Moderators: TrackerSupp-Daniel, Tracker Support, Paul - Tracker Supp, Vasyl-Tracker Dev Team, Chris - Tracker Supp, Sean - Tracker, Ivan - Tracker Software, Tracker Supp-Stefan

Forum rules
DO NOT post your license/serial key, or your activation code - these forums, and all posts within, are public and we will be forced to immediately deactivate your license.

When experiencing some errors, use the IAUX_Inst::FormatHRESULT method to see their description and include it in your post along with the error code.
Post Reply
lidds
User
Posts: 510
Joined: Sat May 16, 2009 1:55 pm

Query PDF elements within an area

Post by lidds »

I am allowing the user to draw a rectangle on a PDF and then I am extracting all the text within this bounds or the annotation rectangle, this all works fine. However now what I want to do is to extract the PDF elements that are within the bounds of the annotation rectangle.

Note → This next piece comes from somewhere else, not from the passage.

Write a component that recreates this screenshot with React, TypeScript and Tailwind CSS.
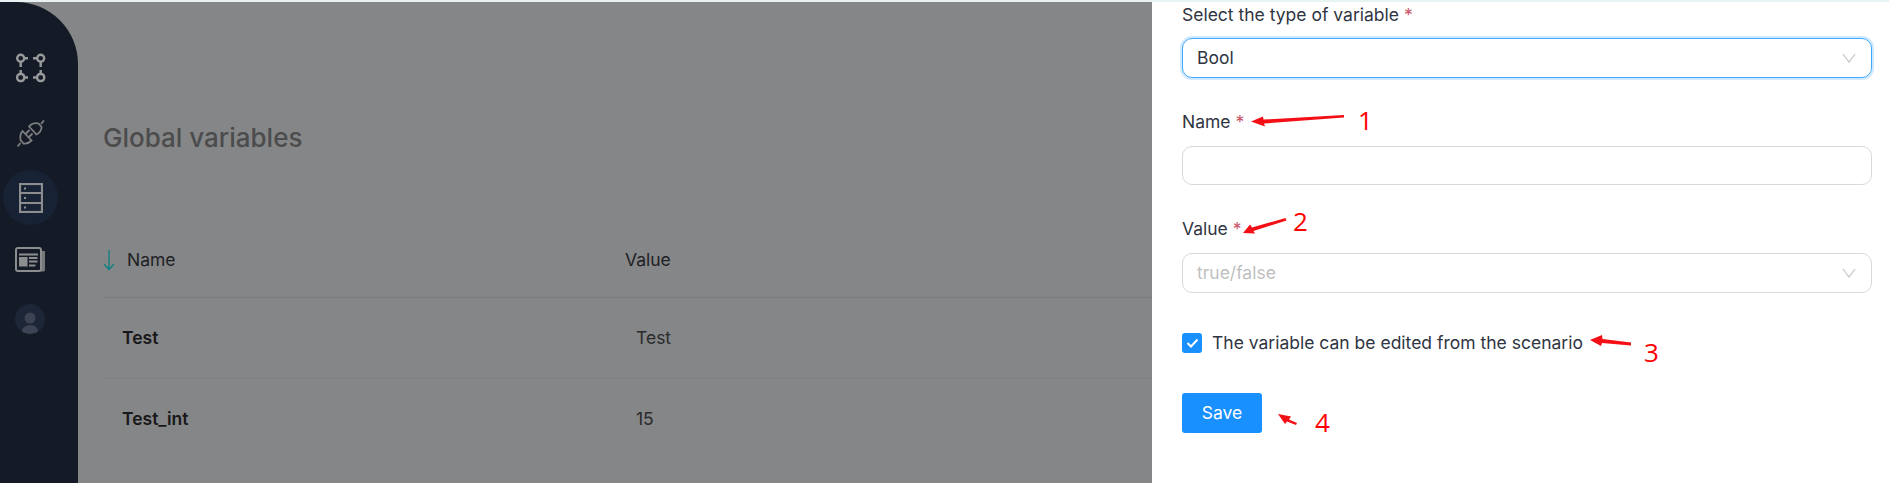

e.g. from the example below I would like to be able to get information on the Square and Circle as they are within the bound area of the annotation rectangle. Is this possible?
ExtractPDFElements.png
Thanks

Simon
Sasha - Tracker Dev Team
User
Posts: 5522
Joined: Fri Nov 21, 2014 8:27 am
Contact:

Re: Query PDF elements within an area

Post by Sasha - Tracker Dev Team »

Hello Simon,

You will have to run through the content items and check whether the items coordinates intersect with the rectangle - that's the only way.

Cheers,
Alex
Subscribe at:
https://www.youtube.com/channel/UC-TwAMNi1haxJ1FX3LvB4CQ
lidds
User
Posts: 510
Joined: Sat May 16, 2009 1:55 pm

Re: Query PDF elements within an area

Post by lidds »

Thanks Alex,

So I have quickly done the following, which loops through the PDF content.

Code: Select all

  Private Sub getContent(ByVal areaLeft As Double, ByVal areaTop As Double, ByVal areaRight As Double, ByVal areaBottom As Double, ByVal pageNumber As Integer)
    Dim curPage As IPXC_Page = Me.docPreview.Doc.CoreDoc.Pages(pageNumber)
    Dim content As IPXC_Content = curPage.GetContent(PXC_ContentAccessMode.CAccessMode_Readonly)
    Dim items As IPXC_ContentItems = content.Items

    For itemIndex As UInt32 = 0 To items.Count - 1
      Dim item As IPXC_ContentItem = items.Item(itemIndex)
      Dim itemType As PXC_CIType = item.Type

      Dim itemBox As PXC_Rect = item.BBox

      If (itemBox.left < areaLeft) AndAlso (itemBox.top >= areaTop) AndAlso (itemBox.right >= areaRight) AndAlso (itemBox.bottom < areaBottom) Then
        Console.WriteLine(itemType.ToString)
      End If
    Next
  End Sub
However on the itemType https://sdkhelp.pdf-xchange.com/vi ... PXC_CIType I can't seem to see an element type of Box, Circle etc I assume that all shapes are maybe placed as CIT_Paths?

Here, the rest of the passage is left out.